My basic proposal is that it is necessary to specify, following Salthe (1993) and Lemke (2000),
three levels of organization in complex systems along with the dynamic relations among these. In
the absence of a properly worked out account of the higher-scalar ecosocial constraints acting
“from above,” Edelman’s account remains a two level one consisting of (a) the linguistic activity
of the individual organism, and (b) the neural and morphological architecture and dynamics that
support the former. This suggests that Edelman’s account privileges the causal relations that arise
from the lower level of the organism. Consequently, it plays down the fundamental role of downward
causation emanating from the higher scalar level of the ecosocial system (Lemke, 2000).
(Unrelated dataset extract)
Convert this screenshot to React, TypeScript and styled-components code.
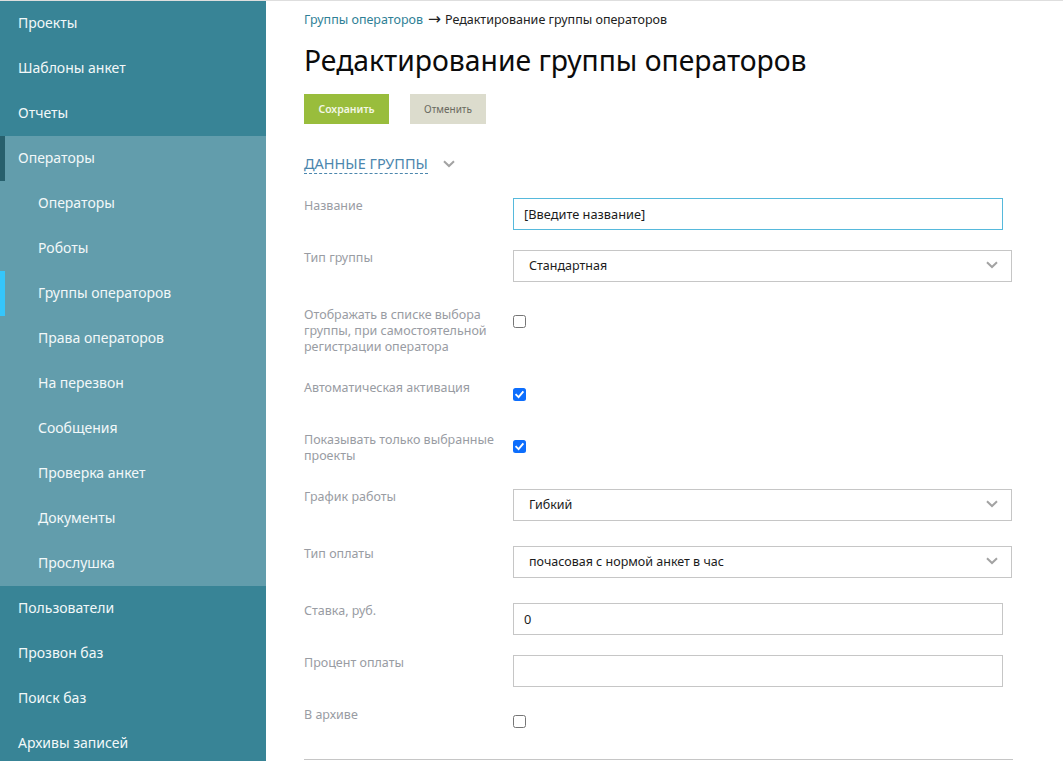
import React from 'react';
import styled, { createGlobalStyle } from 'styled-components';

const GlobalStyle = createGlobalStyle`
  html, body {
    margin: 0;
    padding: 0;
    height: 761px;
    overflow: hidden;
    background: #fff;
  }
  body {
    font-family: "Noto Sans", "Open Sans", sans-serif;
  }
  * {
    box-sizing: border-box;
  }
`;

const topItemsBefore = ['Проекты', 'Шаблоны анкет', 'Отчеты'];
const subItems = [
  'Операторы',
  'Роботы',
  'Группы операторов',
  'Права операторов',
  'На перезвон',
  'Сообщения',
  'Проверка анкет',
  'Документы',
  'Прослушка',
];
const topItemsAfter = ['Пользователи', 'Прозвон баз', 'Поиск баз', 'Архивы записей'];

const Chevron: React.FC = () => (
  <svg width="12" height="8" viewBox="0 0 12 8" aria-hidden="true">
    <path d="M1 1.2 L6 6 L11 1.2" fill="none" stroke="#a3a3a3" strokeWidth="2" />
  </svg>
);

const Check: React.FC = () => (
  <svg width="13" height="13" viewBox="0 0 20 20" aria-hidden="true">
    <path d="M5 10.5 L8.6 14 L15 6.5" fill="none" stroke="#fff" strokeWidth="3" strokeLinecap="square" />
  </svg>
);

const App: React.FC = () => (
  <>
    <GlobalStyle />
    <Page>
      <Sidebar>
        {topItemsBefore.map((item) => (
          <NavItem key={item}>{item}</NavItem>
        ))}
        <NavGroup>
          <NavItem $marker="#27606d">Операторы</NavItem>
          {subItems.map((item) => (
            <NavItem key={item} $sub $marker={item === 'Группы операторов' ? '#35c6fb' : undefined}>
              {item}
            </NavItem>
          ))}
        </NavGroup>
        {topItemsAfter.map((item) => (
          <NavItem key={item}>{item}</NavItem>
        ))}
      </Sidebar>
      <Main>
        <Breadcrumbs>
          <BreadcrumbLink>Группы операторов</BreadcrumbLink>
          <BreadcrumbArrow>→</BreadcrumbArrow>
          Редактирование группы операторов
        </Breadcrumbs>
        <Title>Редактирование группы операторов</Title>
        <Actions>
          <SaveButton>Сохранить</SaveButton>
          <CancelButton>Отменить</CancelButton>
        </Actions>
        <SectionHeader>
          <SectionTitle>ДАННЫЕ ГРУППЫ</SectionTitle>
          <Chevron />
        </SectionHeader>
        <Form>
          <Row $height={52}>
            <Label>Название</Label>
            <TextBox $focused>[Введите название]</TextBox>
          </Row>
          <Row $height={56}>
            <Label>Тип группы</Label>
            <SelectBox>
              Стандартная
              <Chevron />
            </SelectBox>
          </Row>
          <Row $height={74}>
            <Label $offset={1}>Отображать в списке выбора группы, при самостоятельной регистрации оператора</Label>
            <CheckBox $offset={9} />
          </Row>
          <Row $height={52}>
            <Label>Автоматическая активация</Label>
            <CheckBox $checked $offset={8}>
              <Check />
            </CheckBox>
          </Row>
          <Row $height={57}>
            <Label>Показывать только выбранные проекты</Label>
            <CheckBox $checked $offset={8}>
              <Check />
            </CheckBox>
          </Row>
          <Row $height={57}>
            <Label>График работы</Label>
            <SelectBox>
              Гибкий
              <Chevron />
            </SelectBox>
          </Row>
          <Row $height={57}>
            <Label>Тип оплаты</Label>
            <SelectBox>
              почасовая с нормой анкет в час
              <Chevron />
            </SelectBox>
          </Row>
          <Row $height={52}>
            <Label>Ставка, руб.</Label>
            <TextBox>0</TextBox>
          </Row>
          <Row $height={52}>
            <Label>Процент оплаты</Label>
            <TextBox />
          </Row>
          <Row $height={52}>
            <Label>В архиве</Label>
            <CheckBox $offset={8} />
          </Row>
        </Form>
        <Divider />
      </Main>
    </Page>
  </>
);

const Page = styled.div`
  display: flex;
  height: 761px;
  overflow: hidden;
  border-top: 1px solid #dedede;
`;

const Sidebar = styled.nav`
  width: 266px;
  flex-shrink: 0;
  background: #388496;
`;

const NavGroup = styled.div`
  background: #629dac;
`;

const NavItem = styled.div<{ $sub?: boolean; $marker?: string }>`
  height: 45px;
  display: flex;
  align-items: center;
  padding-left: ${({ $sub }) => ($sub ? 38 : 18)}px;
  padding-bottom: 2px;
  box-shadow: ${({ $marker }) => ($marker ? `inset 5px 0 0 ${$marker}` : 'none')};
  font-size: 14px;
  color: #f2f8f9;
`;

const Main = styled.main`
  flex: 1;
  padding: 0 0 0 38px;
`;

const Breadcrumbs = styled.div`
  padding-top: 10px;
  height: 31px;
  font-size: 12.5px;
  line-height: 17px;
  white-space: nowrap;
  color: #222;
`;

const BreadcrumbLink = styled.span`
  color: #2f7f96;
`;

const BreadcrumbArrow = styled.span`
  margin: 0 4px 0 5px;
  font-family: "DejaVu Sans", sans-serif;
  font-size: 15.5px;
  line-height: 17px;
`;

const Title = styled.h1`
  margin: 0;
  height: 62px;
  font-size: 28.3px;
  font-weight: 400;
  line-height: 56px;
  color: #0b0b0b;
`;

const Actions = styled.div`
  display: flex;
  gap: 21px;
`;

const Button = styled.div`
  height: 30px;
  display: flex;
  align-items: center;
  justify-content: center;
`;

const SaveButton = styled(Button)`
  width: 85px;
  font-size: 10.5px;
  background: #99bd3c;
  color: #f3f7e6;
  font-weight: 600;
`;

const CancelButton = styled(Button)`
  width: 76px;
  font-size: 10px;
  background: #dcdccd;
  color: #6a6a60;
`;

const SectionHeader = styled.div`
  display: flex;
  align-items: center;
  gap: 15px;
  height: 74px;
  padding-top: 5px;
`;

const SectionTitle = styled.span`
  font-size: 14.5px;
  line-height: 19px;
  color: #4b86ad;
  border-bottom: 1px dashed #4b86ad;
`;

const Form = styled.div`
  display: flex;
  flex-direction: column;
`;

const Row = styled.div<{ $height: number }>`
  display: grid;
  grid-template-columns: 209px 1fr;
  align-items: start;
  height: ${({ $height }) => $height}px;
`;

const Label = styled.div<{ $offset?: number }>`
  width: 194px;
  margin-top: ${({ $offset }) => $offset ?? 0}px;
  font-size: 12.5px;
  line-height: 16px;
  color: #999ca3;
`;

const TextBox = styled.div<{ $focused?: boolean }>`
  width: 490px;
  height: 32px;
  display: flex;
  align-items: center;
  padding-left: 10px;
  font-size: 12.8px;
  color: #1c1c1c;
  border: 1px solid ${({ $focused }) => ($focused ? '#56b9dc' : '#c6c6c6')};
`;

const SelectBox = styled.div`
  width: 499px;
  height: 32px;
  display: flex;
  align-items: center;
  justify-content: space-between;
  padding: 0 13px 2px 15px;
  font-size: 12.5px;
  color: #1c1c1c;
  border: 1px solid #c6c6c6;
`;

const CheckBox = styled.div<{ $checked?: boolean; $offset: number }>`
  width: 13px;
  height: 13px;
  margin-top: ${({ $offset }) => $offset}px;
  display: flex;
  align-items: center;
  justify-content: center;
  border-radius: 2.5px;
  background: ${({ $checked }) => ($checked ? '#0d6efd' : '#fff')};
  border: ${({ $checked }) => ($checked ? '0' : '1px solid #767676')};
`;

const Divider = styled.div`
  width: 709px;
  height: 1px;
  background: #c6c6c6;
`;

export default App;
In a
three level system of the kind discussed below, each new emergent level of organization in the dynamics
of the system functions to reorganize variety on the level below as meaning for the level
above (Lemke, 2000). With reference to the work of Bråten, Halliday, Kaye, Trevarthen, and
Vygotsky on early infant semiosis, I consider the kinds of possible relations between levels in this
connection. To do so, I propose a re-reading of Deacon’s (1997/1998) interpretation of Peirce’s
distinction between icon, index, and symbol. I argue that this can be interpreted as dually entailing
an implication hierarchy of the kind proposed by Salthe (1993) and a presupposition hierarchy of
the kind developed by Silverstein (1976).